Evlenip saraydan ikinci kez ayrıldı. Zülf-i Nigâr kısa bir süre sonra veremden
ölünce, besteci Rıfat Bey’in yönetimindeki Saray Fasıl Topluluğuna yeniden
serhanende olarak alındı. Yine cariyelerin müzik hocalığıyla görevlendirilen
Arif Bey, Pertevniyal Valide Sultan’ın nedimelerinden Nigârnik Hanım’la
evlendi. Ömrünün sonuna kadar Nigârnik Hanım’la evli kaldı ve on yıl Sarayda
görev yaptı. 1871’de Saraydan ayrılarak, Şura-yı Devlet’te, Beykoz Aşar
Müdürlüğünde beş yıl memur olarak çalıştı. Osmanlı-Rus savaşı (93 Harbi) sona
erince Abdülhamid tarafından sarayda, Mızıka-yı Hümayunda dördüncü kez
görevlendirilerek, kendisine kolağası rütbesi verildi. Arif Bey, ölümüne kadar Mızıka-yı
Hümayundaki derslerine devam etti. Kabri Yahya Efendi Dergâhı mezarlığındadır.
Türk müziğinin en büyük bestecilerinden olan Hacı Arif Bey, şarkı formuna
yepyeni bir kimlik kazandırdı. Şarkı formlarının kesin kurallara bağlanması,
ilk kez onun eserleriyle gerçekleşti ve şarkı türü kesin biçimini aldı. Sekiz
zamanlı üç vuruşlu müsemmen usûlünü buldu. Kürdilihicazkâr makamını oluşturdu.
Arif Bey’le başlayan musiki ekolüne Romantik Türk Musikisi adı verildi. Şevki
Bey, Levon Hancıyan, Zati Arca gibi öğrenciler yetiştirdi. Bestelediği bine
yakın eserden, günümüze notalarıyla 337 parçası kaldı. Bunların 327’si
şarkıdır. Diğer on eserinin altısı ilâhi, biri tevşih, biri durak, biri beste,
biri de yürük semaidir.

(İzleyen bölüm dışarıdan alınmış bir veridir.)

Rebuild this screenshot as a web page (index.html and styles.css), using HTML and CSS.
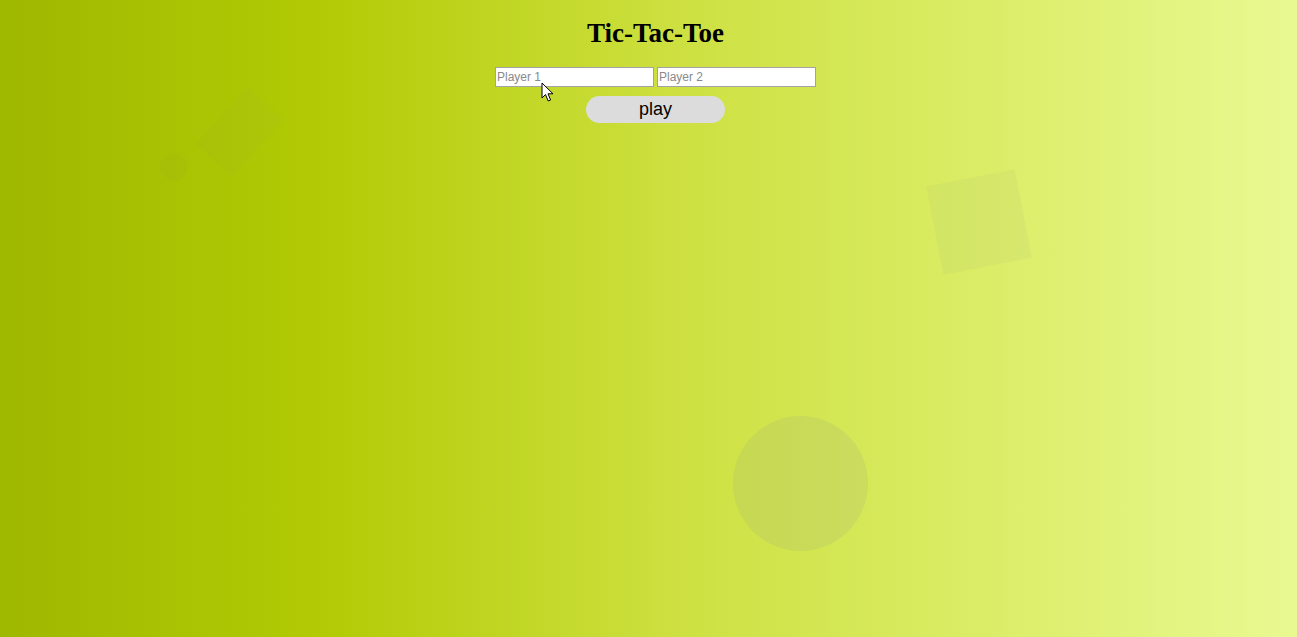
FILE: index.html
```html
<!DOCTYPE html>
<html>
<head>
<meta charset="utf-8">
<title>Tic-Tac-Toe</title>
<link rel="stylesheet" href="styles.css">
</head>
<body>
<div class="bg">
  <div class="shape rect-big"></div>
  <div class="shape rect-small"></div>
  <div class="shape square"></div>
  <div class="shape circle"></div>
</div>
<main class="app">
  <h1 class="title">Tic-Tac-Toe</h1>
  <div class="players">
    <input class="player" type="text" placeholder="Player 1">
    <input class="player" type="text" placeholder="Player 2">
  </div>
  <button class="play">play</button>
</main>
<svg class="cursor" width="14" height="22" viewBox="0 0 14 22"><path d="M1 1 L1 16 L4.5 12.5 L7.2 19 L9.6 18 L7 11.8 L12 11.8 Z" fill="#fff" stroke="#000" stroke-width="1"/></svg>
</body>
</html>
```
FILE: styles.css
```css
html, body {
  margin: 0;
  padding: 0;
  height: 100%;
}
body {
  background: linear-gradient(to right, #9fb800 0%, #b2cb05 25%, #cde040 52%, #dcee6a 78%, #e9f992 100%);
  font-family: "Liberation Serif", serif;
  overflow: hidden;
  position: relative;
}
.bg {
  position: absolute;
  inset: 0;
  pointer-events: none;
}
.shape {
  position: absolute;
  background: rgba(150, 160, 110, 0.045);
}
.rect-big {
  left: 201px;
  top: 107px;
  width: 78px;
  height: 49px;
  transform: rotate(-48deg);
}
.rect-small {
  left: 161px;
  top: 154px;
  width: 26px;
  height: 26px;
  border-radius: 35%;
  transform: rotate(-45deg);
}
.square {
  left: 934px;
  top: 177px;
  width: 90px;
  height: 90px;
  transform: rotate(-11deg);
  background: rgba(170, 180, 130, 0.1);
}
.circle {
  left: 733px;
  top: 416px;
  width: 135px;
  height: 135px;
  border-radius: 50%;
  background: rgba(165, 175, 125, 0.2);
}
.app {
  position: relative;
  display: flex;
  flex-direction: column;
  align-items: center;
  padding-top: 16px;
  padding-left: 14px;
}
.title {
  margin: 0;
  font-size: 27px;
  font-weight: bold;
  line-height: 34px;
  color: #000;
}
.players {
  display: flex;
  gap: 3px;
  margin-top: 17px;
}
.player {
  width: 159px;
  height: 20px;
  box-sizing: border-box;
  border: 1px solid #a3a3a3;
  background: #fff;
  padding: 1px 1px;
  font-family: "Liberation Sans", Arial, sans-serif;
  font-size: 12px;
  margin: 0;
}
.player::placeholder {
  color: #8a8a8a;
}
.play {
  margin-top: 9px;
  width: 139px;
  height: 27px;
  border: none;
  border-radius: 14px;
  background: #dcdcdc;
  font-family: "Liberation Sans", Arial, sans-serif;
  font-size: 18px;
  color: #000;
  padding: 0;
}
.cursor {
  position: absolute;
  left: 541px;
  top: 82px;
}
```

Abdülmecid tarafından 4. Mecid, İran Şahı Nasıreddin
tarafından “Şir ü Hûrşit” nişanlarıyla ödüllendirilen Arif Beyin, Mecmû’a-i Ârifi (1873) adlı güfte
mecmuasında, ellinin üzerinde makamdan, bin kadar güfte arasında kendi
güfteleri de bulunmaktadır.
KAYNAKÇA:
İbrahim Alaeddin Gövsa / Türk Meşhurları (1946), İbnülemin Mahmud Kemal İnal /
Hoş Seda (1958), Vural Sözer / Müzik ve Müzisyenler Ansiklopedisi (s. 165-166,
1964), TDE Ansiklopedisi (c. 3, 1976), Mehmet Nazmi Özalp / Türk Musikisi Tarihi
(1986), Yılmaz Öztuna / Hacı Arif Bey (1986) - Büyük Türk Musikisi Ansiklopedisi
(c. 1, 1990), Büyük Larousse (c. 8, s. 794, 1986), TDV İslâm Ansiklopedisi (c. 14, 1996), TDOE – TDE
Ansiklopedisi 4 (2004), İhsan Işık / Ünlü Sanatçılar (Türkiye Ünlüleri Ansiklopedisi,
C. 5, 2013) - Encyclopedia of Turkey’s Famous People (2013).